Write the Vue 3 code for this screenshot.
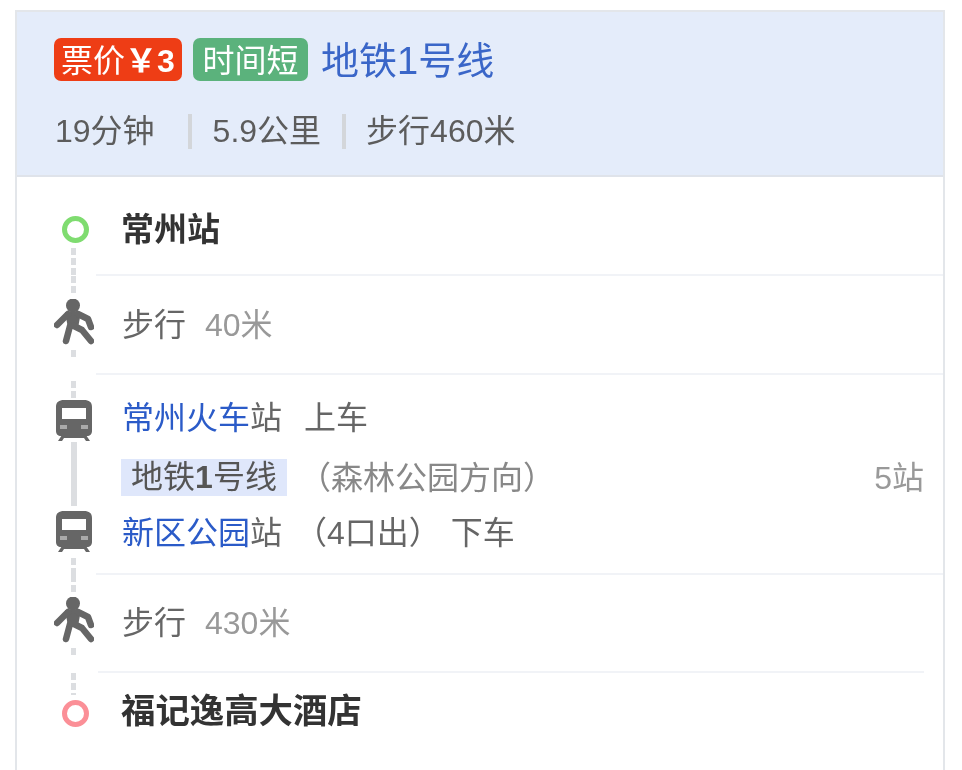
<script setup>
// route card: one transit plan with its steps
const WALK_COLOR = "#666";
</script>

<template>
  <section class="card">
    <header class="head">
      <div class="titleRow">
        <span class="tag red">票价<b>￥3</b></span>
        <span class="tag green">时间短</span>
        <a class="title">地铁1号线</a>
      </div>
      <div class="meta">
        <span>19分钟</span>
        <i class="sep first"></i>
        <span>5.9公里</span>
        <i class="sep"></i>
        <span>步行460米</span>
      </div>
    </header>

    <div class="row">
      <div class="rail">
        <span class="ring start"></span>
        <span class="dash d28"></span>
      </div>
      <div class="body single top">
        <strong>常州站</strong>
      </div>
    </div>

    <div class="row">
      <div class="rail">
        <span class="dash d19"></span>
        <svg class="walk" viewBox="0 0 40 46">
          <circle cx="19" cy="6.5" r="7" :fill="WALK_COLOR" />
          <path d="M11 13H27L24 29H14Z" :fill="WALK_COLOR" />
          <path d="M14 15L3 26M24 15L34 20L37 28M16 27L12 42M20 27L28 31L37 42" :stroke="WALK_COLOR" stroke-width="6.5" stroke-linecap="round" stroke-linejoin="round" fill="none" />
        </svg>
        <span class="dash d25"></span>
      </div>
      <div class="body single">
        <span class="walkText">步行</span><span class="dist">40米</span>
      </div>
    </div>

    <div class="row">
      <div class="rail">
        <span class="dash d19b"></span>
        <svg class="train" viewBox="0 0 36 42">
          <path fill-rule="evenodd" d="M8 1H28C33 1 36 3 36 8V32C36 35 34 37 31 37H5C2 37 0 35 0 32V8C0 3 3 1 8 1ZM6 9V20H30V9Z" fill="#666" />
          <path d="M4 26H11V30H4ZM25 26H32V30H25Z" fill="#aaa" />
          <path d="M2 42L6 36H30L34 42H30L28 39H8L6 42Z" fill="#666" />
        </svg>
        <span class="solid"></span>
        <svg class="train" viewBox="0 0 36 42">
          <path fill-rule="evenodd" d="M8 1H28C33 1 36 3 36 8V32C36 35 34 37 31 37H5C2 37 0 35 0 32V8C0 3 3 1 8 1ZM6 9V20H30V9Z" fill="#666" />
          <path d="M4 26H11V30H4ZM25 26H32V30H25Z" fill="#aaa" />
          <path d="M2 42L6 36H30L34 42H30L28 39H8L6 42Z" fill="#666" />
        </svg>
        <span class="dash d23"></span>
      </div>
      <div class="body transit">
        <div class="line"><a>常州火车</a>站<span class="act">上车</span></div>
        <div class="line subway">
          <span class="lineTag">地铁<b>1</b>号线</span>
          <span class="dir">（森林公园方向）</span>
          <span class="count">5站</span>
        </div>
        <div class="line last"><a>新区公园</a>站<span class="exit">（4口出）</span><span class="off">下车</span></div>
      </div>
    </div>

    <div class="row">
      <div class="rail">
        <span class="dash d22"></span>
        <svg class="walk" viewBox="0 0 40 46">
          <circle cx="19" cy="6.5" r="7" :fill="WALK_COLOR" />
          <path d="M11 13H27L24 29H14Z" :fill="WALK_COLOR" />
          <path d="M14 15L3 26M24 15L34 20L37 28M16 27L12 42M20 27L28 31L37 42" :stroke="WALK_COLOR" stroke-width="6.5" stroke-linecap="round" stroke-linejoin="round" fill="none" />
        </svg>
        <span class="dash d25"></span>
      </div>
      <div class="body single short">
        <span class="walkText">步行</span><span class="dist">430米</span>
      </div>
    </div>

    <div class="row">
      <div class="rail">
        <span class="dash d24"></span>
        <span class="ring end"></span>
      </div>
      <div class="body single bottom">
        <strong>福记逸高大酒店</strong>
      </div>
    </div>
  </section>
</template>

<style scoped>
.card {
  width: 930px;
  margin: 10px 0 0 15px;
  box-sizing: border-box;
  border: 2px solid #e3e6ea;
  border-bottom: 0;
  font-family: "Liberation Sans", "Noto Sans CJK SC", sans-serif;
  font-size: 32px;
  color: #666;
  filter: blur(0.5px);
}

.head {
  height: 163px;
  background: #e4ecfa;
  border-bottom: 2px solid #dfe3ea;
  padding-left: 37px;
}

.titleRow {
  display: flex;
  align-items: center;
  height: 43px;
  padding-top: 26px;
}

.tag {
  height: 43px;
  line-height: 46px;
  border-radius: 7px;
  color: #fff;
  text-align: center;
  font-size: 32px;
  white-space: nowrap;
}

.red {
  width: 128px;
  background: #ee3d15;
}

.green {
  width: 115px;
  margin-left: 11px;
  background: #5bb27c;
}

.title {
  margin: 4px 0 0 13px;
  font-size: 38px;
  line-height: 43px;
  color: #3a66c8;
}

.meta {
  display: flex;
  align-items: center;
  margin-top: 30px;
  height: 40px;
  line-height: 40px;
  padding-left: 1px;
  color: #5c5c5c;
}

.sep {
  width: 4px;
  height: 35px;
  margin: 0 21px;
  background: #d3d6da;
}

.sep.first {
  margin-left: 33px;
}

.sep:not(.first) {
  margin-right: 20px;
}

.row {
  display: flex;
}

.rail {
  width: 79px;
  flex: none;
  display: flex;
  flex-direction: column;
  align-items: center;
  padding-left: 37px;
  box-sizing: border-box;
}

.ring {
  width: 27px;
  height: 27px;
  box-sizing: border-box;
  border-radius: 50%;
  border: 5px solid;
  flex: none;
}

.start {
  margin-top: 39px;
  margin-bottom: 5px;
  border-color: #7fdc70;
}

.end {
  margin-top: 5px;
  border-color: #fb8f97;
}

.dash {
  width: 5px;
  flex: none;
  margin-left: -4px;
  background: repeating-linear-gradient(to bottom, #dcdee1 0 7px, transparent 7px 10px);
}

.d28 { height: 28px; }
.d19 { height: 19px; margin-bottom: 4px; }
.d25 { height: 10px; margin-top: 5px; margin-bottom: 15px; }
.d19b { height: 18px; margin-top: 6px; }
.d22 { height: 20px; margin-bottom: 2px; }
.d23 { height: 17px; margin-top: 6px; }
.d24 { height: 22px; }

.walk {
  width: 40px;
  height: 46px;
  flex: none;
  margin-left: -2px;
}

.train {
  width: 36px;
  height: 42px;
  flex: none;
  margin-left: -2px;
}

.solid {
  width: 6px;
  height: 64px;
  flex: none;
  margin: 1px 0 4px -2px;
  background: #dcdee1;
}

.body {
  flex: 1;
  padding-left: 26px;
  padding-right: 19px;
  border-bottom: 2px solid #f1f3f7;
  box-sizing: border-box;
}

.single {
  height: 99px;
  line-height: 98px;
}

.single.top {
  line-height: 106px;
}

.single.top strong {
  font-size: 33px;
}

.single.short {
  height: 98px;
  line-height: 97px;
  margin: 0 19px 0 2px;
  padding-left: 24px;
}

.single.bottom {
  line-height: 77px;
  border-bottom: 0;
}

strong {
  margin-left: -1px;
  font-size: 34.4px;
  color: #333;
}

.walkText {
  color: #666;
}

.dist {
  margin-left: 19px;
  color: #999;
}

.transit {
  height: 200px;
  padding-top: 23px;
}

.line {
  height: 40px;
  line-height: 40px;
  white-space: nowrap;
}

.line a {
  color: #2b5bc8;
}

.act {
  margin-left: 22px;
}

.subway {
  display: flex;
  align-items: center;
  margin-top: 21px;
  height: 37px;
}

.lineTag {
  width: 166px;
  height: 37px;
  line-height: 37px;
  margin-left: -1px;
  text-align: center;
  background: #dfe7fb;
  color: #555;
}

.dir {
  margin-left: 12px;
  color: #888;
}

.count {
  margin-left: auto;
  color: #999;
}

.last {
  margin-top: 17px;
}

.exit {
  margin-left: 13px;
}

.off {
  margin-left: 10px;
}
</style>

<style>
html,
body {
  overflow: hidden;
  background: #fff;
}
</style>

━━━━

* [Problem] Transcribe the listing in full. Omit the pictures and keep every line exact.

* [Answer to the task]
Write the Vue 3 code for this screenshot.
<script setup>
// route card: one transit plan with its steps
const WALK_COLOR = "#666";
</script>

<template>
  <section class="card">
    <header class="head">
      <div class="titleRow">
        <span class="tag red">票价<b>￥3</b></span>
        <span class="tag green">时间短</span>
        <a class="title">地铁1号线</a>
      </div>
      <div class="meta">
        <span>19分钟</span>
        <i class="sep first"></i>
        <span>5.9公里</span>
        <i class="sep"></i>
        <span>步行460米</span>
      </div>
    </header>

    <div class="row">
      <div class="rail">
        <span class="ring start"></span>
        <span class="dash d28"></span>
      </div>
      <div class="body single top">
        <strong>常州站</strong>
      </div>
    </div>

    <div class="row">
      <div class="rail">
        <span class="dash d19"></span>
        <svg class="walk" viewBox="0 0 40 46">
          <circle cx="19" cy="6.5" r="7" :fill="WALK_COLOR" />
          <path d="M11 13H27L24 29H14Z" :fill="WALK_COLOR" />
          <path d="M14 15L3 26M24 15L34 20L37 28M16 27L12 42M20 27L28 31L37 42" :stroke="WALK_COLOR" stroke-width="6.5" stroke-linecap="round" stroke-linejoin="round" fill="none" />
        </svg>
        <span class="dash d25"></span>
      </div>
      <div class="body single">
        <span class="walkText">步行</span><span class="dist">40米</span>
      </div>
    </div>

    <div class="row">
      <div class="rail">
        <span class="dash d19b"></span>
        <svg class="train" viewBox="0 0 36 42">
          <path fill-rule="evenodd" d="M8 1H28C33 1 36 3 36 8V32C36 35 34 37 31 37H5C2 37 0 35 0 32V8C0 3 3 1 8 1ZM6 9V20H30V9Z" fill="#666" />
          <path d="M4 26H11V30H4ZM25 26H32V30H25Z" fill="#aaa" />
          <path d="M2 42L6 36H30L34 42H30L28 39H8L6 42Z" fill="#666" />
        </svg>
        <span class="solid"></span>
        <svg class="train" viewBox="0 0 36 42">
          <path fill-rule="evenodd" d="M8 1H28C33 1 36 3 36 8V32C36 35 34 37 31 37H5C2 37 0 35 0 32V8C0 3 3 1 8 1ZM6 9V20H30V9Z" fill="#666" />
          <path d="M4 26H11V30H4ZM25 26H32V30H25Z" fill="#aaa" />
          <path d="M2 42L6 36H30L34 42H30L28 39H8L6 42Z" fill="#666" />
        </svg>
        <span class="dash d23"></span>
      </div>
      <div class="body transit">
        <div class="line"><a>常州火车</a>站<span class="act">上车</span></div>
        <div class="line subway">
          <span class="lineTag">地铁<b>1</b>号线</span>
          <span class="dir">（森林公园方向）</span>
          <span class="count">5站</span>
        </div>
        <div class="line last"><a>新区公园</a>站<span class="exit">（4口出）</span><span class="off">下车</span></div>
      </div>
    </div>

    <div class="row">
      <div class="rail">
        <span class="dash d22"></span>
        <svg class="walk" viewBox="0 0 40 46">
          <circle cx="19" cy="6.5" r="7" :fill="WALK_COLOR" />
          <path d="M11 13H27L24 29H14Z" :fill="WALK_COLOR" />
          <path d="M14 15L3 26M24 15L34 20L37 28M16 27L12 42M20 27L28 31L37 42" :stroke="WALK_COLOR" stroke-width="6.5" stroke-linecap="round" stroke-linejoin="round" fill="none" />
        </svg>
        <span class="dash d25"></span>
      </div>
      <div class="body single short">
        <span class="walkText">步行</span><span class="dist">430米</span>
      </div>
    </div>

    <div class="row">
      <div class="rail">
        <span class="dash d24"></span>
        <span class="ring end"></span>
      </div>
      <div class="body single bottom">
        <strong>福记逸高大酒店</strong>
      </div>
    </div>
  </section>
</template>

<style scoped>
.card {
  width: 930px;
  margin: 10px 0 0 15px;
  box-sizing: border-box;
  border: 2px solid #e3e6ea;
  border-bottom: 0;
  font-family: "Liberation Sans", "Noto Sans CJK SC", sans-serif;
  font-size: 32px;
  color: #666;
  filter: blur(0.5px);
}

.head {
  height: 163px;
  background: #e4ecfa;
  border-bottom: 2px solid #dfe3ea;
  padding-left: 37px;
}

.titleRow {
  display: flex;
  align-items: center;
  height: 43px;
  padding-top: 26px;
}

.tag {
  height: 43px;
  line-height: 46px;
  border-radius: 7px;
  color: #fff;
  text-align: center;
  font-size: 32px;
  white-space: nowrap;
}

.red {
  width: 128px;
  background: #ee3d15;
}

.green {
  width: 115px;
  margin-left: 11px;
  background: #5bb27c;
}

.title {
  margin: 4px 0 0 13px;
  font-size: 38px;
  line-height: 43px;
  color: #3a66c8;
}

.meta {
  display: flex;
  align-items: center;
  margin-top: 30px;
  height: 40px;
  line-height: 40px;
  padding-left: 1px;
  color: #5c5c5c;
}

.sep {
  width: 4px;
  height: 35px;
  margin: 0 21px;
  background: #d3d6da;
}

.sep.first {
  margin-left: 33px;
}

.sep:not(.first) {
  margin-right: 20px;
}

.row {
  display: flex;
}

.rail {
  width: 79px;
  flex: none;
  display: flex;
  flex-direction: column;
  align-items: center;
  padding-left: 37px;
  box-sizing: border-box;
}

.ring {
  width: 27px;
  height: 27px;
  box-sizing: border-box;
  border-radius: 50%;
  border: 5px solid;
  flex: none;
}

.start {
  margin-top: 39px;
  margin-bottom: 5px;
  border-color: #7fdc70;
}

.end {
  margin-top: 5px;
  border-color: #fb8f97;
}

.dash {
  width: 5px;
  flex: none;
  margin-left: -4px;
  background: repeating-linear-gradient(to bottom, #dcdee1 0 7px, transparent 7px 10px);
}

.d28 { height: 28px; }
.d19 { height: 19px; margin-bottom: 4px; }
.d25 { height: 10px; margin-top: 5px; margin-bottom: 15px; }
.d19b { height: 18px; margin-top: 6px; }
.d22 { height: 20px; margin-bottom: 2px; }
.d23 { height: 17px; margin-top: 6px; }
.d24 { height: 22px; }

.walk {
  width: 40px;
  height: 46px;
  flex: none;
  margin-left: -2px;
}

.train {
  width: 36px;
  height: 42px;
  flex: none;
  margin-left: -2px;
}

.solid {
  width: 6px;
  height: 64px;
  flex: none;
  margin: 1px 0 4px -2px;
  background: #dcdee1;
}

.body {
  flex: 1;
  padding-left: 26px;
  padding-right: 19px;
  border-bottom: 2px solid #f1f3f7;
  box-sizing: border-box;
}

.single {
  height: 99px;
  line-height: 98px;
}

.single.top {
  line-height: 106px;
}

.single.top strong {
  font-size: 33px;
}

.single.short {
  height: 98px;
  line-height: 97px;
  margin: 0 19px 0 2px;
  padding-left: 24px;
}

.single.bottom {
  line-height: 77px;
  border-bottom: 0;
}

strong {
  margin-left: -1px;
  font-size: 34.4px;
  color: #333;
}

.walkText {
  color: #666;
}

.dist {
  margin-left: 19px;
  color: #999;
}

.transit {
  height: 200px;
  padding-top: 23px;
}

.line {
  height: 40px;
  line-height: 40px;
  white-space: nowrap;
}

.line a {
  color: #2b5bc8;
}

.act {
  margin-left: 22px;
}

.subway {
  display: flex;
  align-items: center;
  margin-top: 21px;
  height: 37px;
}

.lineTag {
  width: 166px;
  height: 37px;
  line-height: 37px;
  margin-left: -1px;
  text-align: center;
  background: #dfe7fb;
  color: #555;
}

.dir {
  margin-left: 12px;
  color: #888;
}

.count {
  margin-left: auto;
  color: #999;
}

.last {
  margin-top: 17px;
}

.exit {
  margin-left: 13px;
}

.off {
  margin-left: 10px;
}
</style>

<style>
html,
body {
  overflow: hidden;
  background: #fff;
}
</style>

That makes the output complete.